[start]
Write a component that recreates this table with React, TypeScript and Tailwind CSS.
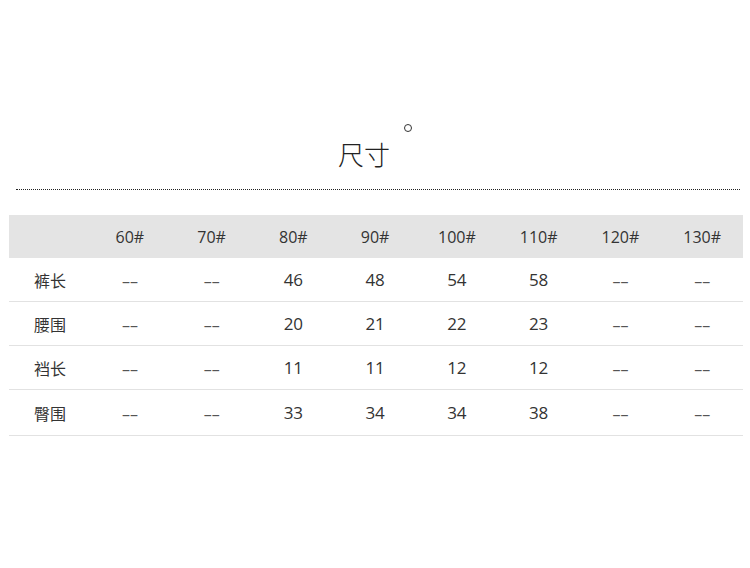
const sizes = ['60#', '70#', '80#', '90#', '100#', '110#', '120#', '130#'];

const rows = [
  { label: '裤长', values: ['––', '––', '46', '48', '54', '58', '––', '––'], h: 'h-[44px]' },
  { label: '腰围', values: ['––', '––', '20', '21', '22', '23', '––', '––'], h: 'h-[44px]' },
  { label: '裆长', values: ['––', '––', '11', '11', '12', '12', '––', '––'], h: 'h-[44px]' },
  { label: '臀围', values: ['––', '––', '33', '34', '34', '38', '––', '––'], h: 'h-[46px]' },
];

const font = "font-['Open_Sans','Noto_Sans_CJK_SC',sans-serif]";

export default function App() {
  return (
    <div className={`w-[750px] h-[568px] bg-white ${font} text-[#333]`}>
      <div className="pt-[141px]">
        {/* Title */}
        <div className="flex items-start justify-center">
          <span className="text-[26px] leading-[26px] font-light text-[#222] font-['Noto_Sans_CJK_SC',sans-serif]">尺寸</span>
          <span className="ml-[14px] -mt-[17px] w-[8px] h-[8px] rounded-full border-[1.5px] border-[#333]" />
        </div>

        {/* Dotted rule */}
        <div className="ml-[16px] mr-[10px] mt-[22px] border-t border-dotted border-[#222]" />

        {/* Table */}
        <div className="ml-[9px] w-[734px] mt-[25px]">
          <div className="grid grid-cols-[80px_repeat(8,1fr)] h-[43px] items-center bg-[#e4e4e4] text-[16px]">
            <span />
            {sizes.map((s) => (
              <span key={s} className="text-center">{s}</span>
            ))}
          </div>
          {rows.map((r) => (
            <div
              key={r.label}
              className={`grid grid-cols-[80px_repeat(8,1fr)] ${r.h} items-center border-b border-[#e2e2e2] text-[17px]`}
            >
              <span className="pl-[25px] text-[16px] font-['Noto_Sans_CJK_SC',sans-serif]">{r.label}</span>
              {r.values.map((v, i) => (
                <span key={i} className={`text-center ${v === '––' ? 'text-[#555] text-[16px] pt-[2px]' : ''}`}>
                  {v}
                </span>
              ))}
            </div>
          ))}
        </div>
      </div>
    </div>
  );
}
[end]
Reproduce each line exactly as it appears, omitting the pictures.

Write a component that recreates this table with React, TypeScript and Tailwind CSS.
const sizes = ['60#', '70#', '80#', '90#', '100#', '110#', '120#', '130#'];

const rows = [
  { label: '裤长', values: ['––', '––', '46', '48', '54', '58', '––', '––'], h: 'h-[44px]' },
  { label: '腰围', values: ['––', '––', '20', '21', '22', '23', '––', '––'], h: 'h-[44px]' },
  { label: '裆长', values: ['––', '––', '11', '11', '12', '12', '––', '––'], h: 'h-[44px]' },
  { label: '臀围', values: ['––', '––', '33', '34', '34', '38', '––', '––'], h: 'h-[46px]' },
];

const font = "font-['Open_Sans','Noto_Sans_CJK_SC',sans-serif]";

export default function App() {
  return (
    <div className={`w-[750px] h-[568px] bg-white ${font} text-[#333]`}>
      <div className="pt-[141px]">
        {/* Title */}
        <div className="flex items-start justify-center">
          <span className="text-[26px] leading-[26px] font-light text-[#222] font-['Noto_Sans_CJK_SC',sans-serif]">尺寸</span>
          <span className="ml-[14px] -mt-[17px] w-[8px] h-[8px] rounded-full border-[1.5px] border-[#333]" />
        </div>

        {/* Dotted rule */}
        <div className="ml-[16px] mr-[10px] mt-[22px] border-t border-dotted border-[#222]" />

        {/* Table */}
        <div className="ml-[9px] w-[734px] mt-[25px]">
          <div className="grid grid-cols-[80px_repeat(8,1fr)] h-[43px] items-center bg-[#e4e4e4] text-[16px]">
            <span />
            {sizes.map((s) => (
              <span key={s} className="text-center">{s}</span>
            ))}
          </div>
          {rows.map((r) => (
            <div
              key={r.label}
              className={`grid grid-cols-[80px_repeat(8,1fr)] ${r.h} items-center border-b border-[#e2e2e2] text-[17px]`}
            >
              <span className="pl-[25px] text-[16px] font-['Noto_Sans_CJK_SC',sans-serif]">{r.label}</span>
              {r.values.map((v, i) => (
                <span key={i} className={`text-center ${v === '––' ? 'text-[#555] text-[16px] pt-[2px]' : ''}`}>
                  {v}
                </span>
              ))}
            </div>
          ))}
        </div>
      </div>
    </div>
  );
}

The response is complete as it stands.